____ INFORMATION SHOWN

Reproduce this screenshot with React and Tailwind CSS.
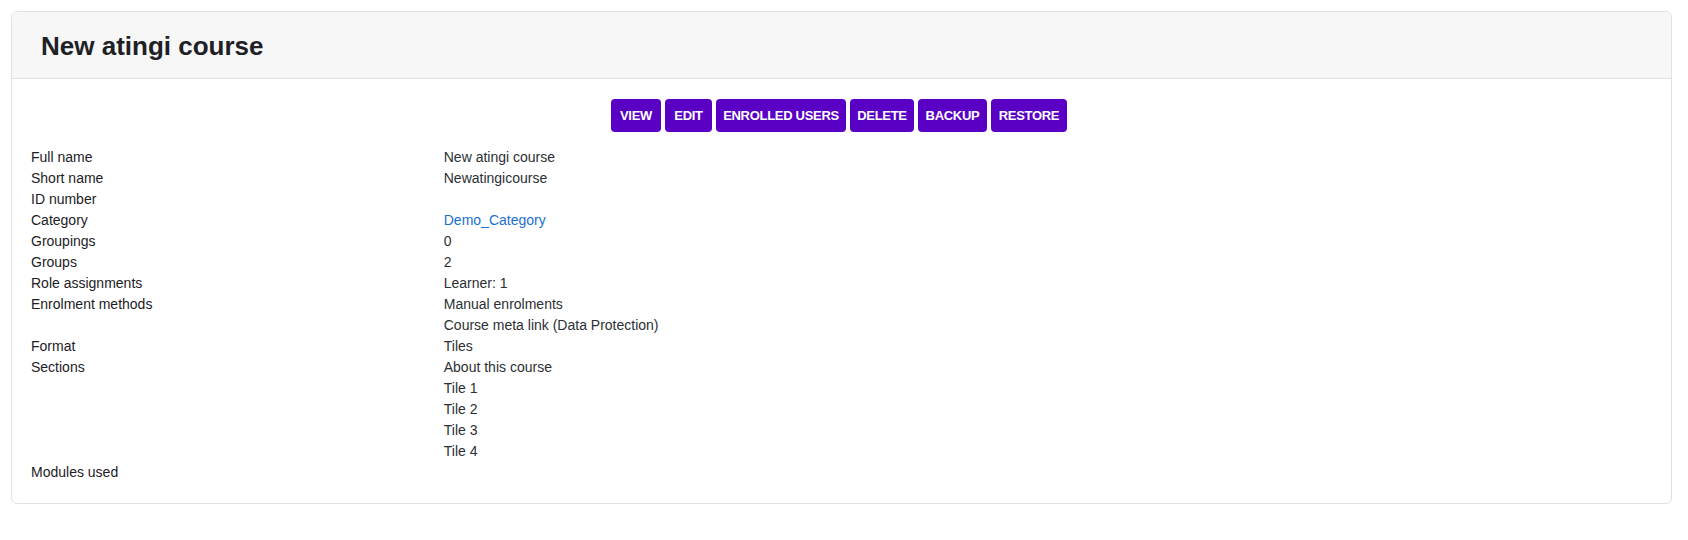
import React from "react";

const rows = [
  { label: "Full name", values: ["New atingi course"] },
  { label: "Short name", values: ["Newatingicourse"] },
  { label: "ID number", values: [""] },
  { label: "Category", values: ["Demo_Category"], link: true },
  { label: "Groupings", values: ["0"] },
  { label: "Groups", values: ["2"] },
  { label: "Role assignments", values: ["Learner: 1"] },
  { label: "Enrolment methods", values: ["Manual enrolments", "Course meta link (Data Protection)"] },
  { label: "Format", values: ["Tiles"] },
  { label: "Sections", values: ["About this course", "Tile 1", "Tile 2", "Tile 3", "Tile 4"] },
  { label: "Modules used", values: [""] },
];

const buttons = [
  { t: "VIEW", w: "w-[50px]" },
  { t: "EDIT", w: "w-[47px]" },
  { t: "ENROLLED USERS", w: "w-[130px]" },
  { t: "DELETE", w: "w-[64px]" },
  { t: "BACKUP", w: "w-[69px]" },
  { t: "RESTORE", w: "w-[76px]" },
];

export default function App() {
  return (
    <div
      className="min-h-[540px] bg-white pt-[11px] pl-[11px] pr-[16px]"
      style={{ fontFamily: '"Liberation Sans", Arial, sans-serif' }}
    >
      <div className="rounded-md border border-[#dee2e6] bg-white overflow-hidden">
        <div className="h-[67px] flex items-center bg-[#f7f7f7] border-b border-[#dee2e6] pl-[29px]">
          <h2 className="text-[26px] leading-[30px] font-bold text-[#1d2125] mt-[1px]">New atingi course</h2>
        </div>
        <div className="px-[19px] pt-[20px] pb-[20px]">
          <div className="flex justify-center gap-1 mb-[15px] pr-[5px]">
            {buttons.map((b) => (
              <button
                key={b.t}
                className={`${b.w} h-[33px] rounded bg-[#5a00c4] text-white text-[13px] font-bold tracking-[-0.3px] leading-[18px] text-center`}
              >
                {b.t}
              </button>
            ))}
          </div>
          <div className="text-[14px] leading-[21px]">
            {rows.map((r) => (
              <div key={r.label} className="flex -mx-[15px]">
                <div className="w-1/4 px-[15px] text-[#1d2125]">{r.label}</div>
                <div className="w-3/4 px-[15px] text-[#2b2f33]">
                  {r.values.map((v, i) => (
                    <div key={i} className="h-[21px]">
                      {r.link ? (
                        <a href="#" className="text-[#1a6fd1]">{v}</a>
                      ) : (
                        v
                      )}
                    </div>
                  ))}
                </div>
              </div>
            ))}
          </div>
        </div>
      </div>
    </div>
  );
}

________

GOAL - Up to and including the line with "import React from", copy the data above from its first line. Skip pictures.

SOLUTION TO THIS EXERCISE -
Reproduce this screenshot with React and Tailwind CSS.
import React from "react";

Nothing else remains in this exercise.